En France, la situation est un peu différente : le droit à l’image découle du respect de la vie privée, garanti par le Code civil et la Convention européenne des droits de l’homme. Chacun peut s’opposer à l’utilisation non autorisée de son image, mais encore faut-il engager une procédure, souvent complexe et incertaine. Quant au reste de l’Europe, si les droits à la personnalité sont reconnus, ils varient fortement d’un pays à l’autre, sans cadre commun spécifique pour lutter contre les deepfakes.

Certaines entreprises essaient donc de contourner le problème. Metaphysic, société pionnière des deepfakes célèbres (Tom Cruise, ABBA, Elvis), travaille sur une solution audacieuse : créer un avatar IA de vous-même et le protéger par le droit d’auteur. « Ce n’est pas vous qui êtes protégés, mais votre double numérique, une création artificielle », explique son PDG Tom Graham. Dès lors, toute reproduction non autorisée tomberait sous le coup du DMCA. Un bricolage juridique complexe, mais qui prouve une chose : nous avons désespérément besoin d’un droit clair sur notre propre représentation.

Un basculement anthropologique

Ce débat n’est pas seulement juridique. Il touche à quelque chose de bien plus profond : qui possède notre identité ? Sommes-nous des sujets libres ou de simples « ressources » numérisables et exploitables à l’infini ? La démarche danoise replace l’humain au cœur du droit, en affirmant que chacun est maître de son corps, de sa voix, de ses traits — même dans leurs déclinaisons artificielles.

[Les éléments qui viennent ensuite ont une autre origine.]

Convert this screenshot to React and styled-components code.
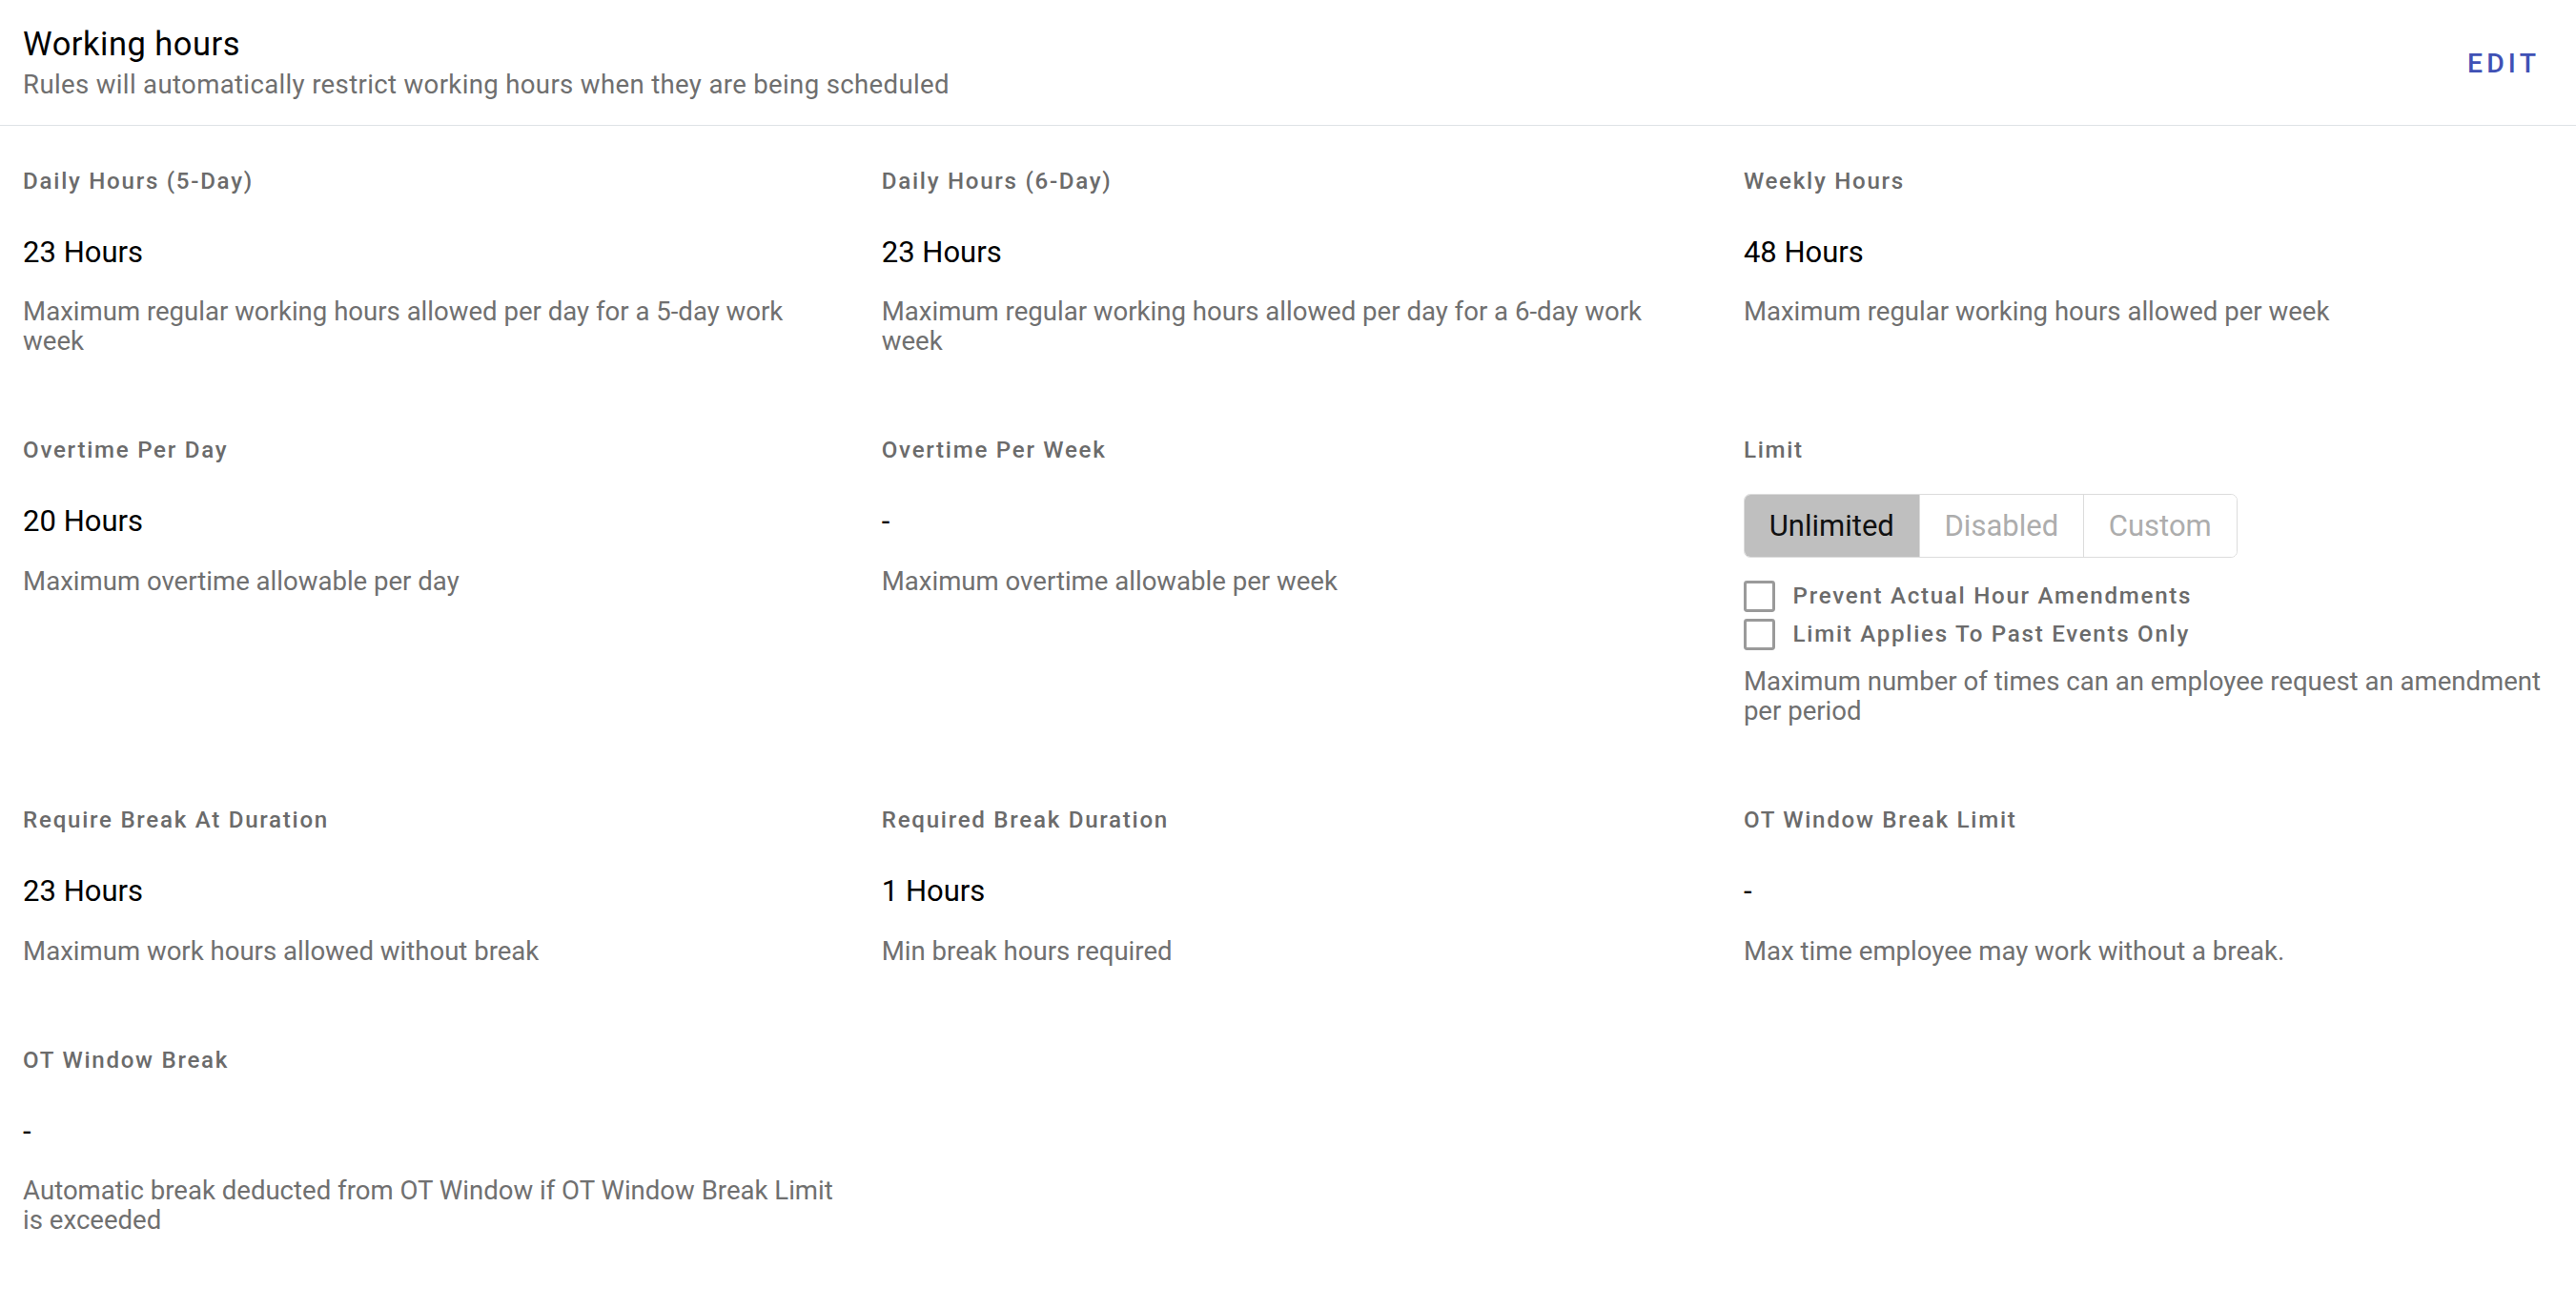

Dans un monde où l’on pourra bientôt croiser des clones numériques de soi dans des vidéos qu’on n’a jamais tournées, ou entendre sa voix vanter un produit qu’on n’a jamais approuvé, c’est peut-être l’un des combats les plus fondamentaux à mener. Pour l’individu, c’est une question d’intégrité. Pour nos sociétés, un test décisif : serons-nous capables d’adapter nos lois à la déferlante technologique pour préserver ce qui nous rend profondément humains ?

Le Danemark nous montre la voie. Reste à voir si l’Europe — et le reste du monde — auront le courage de suivre.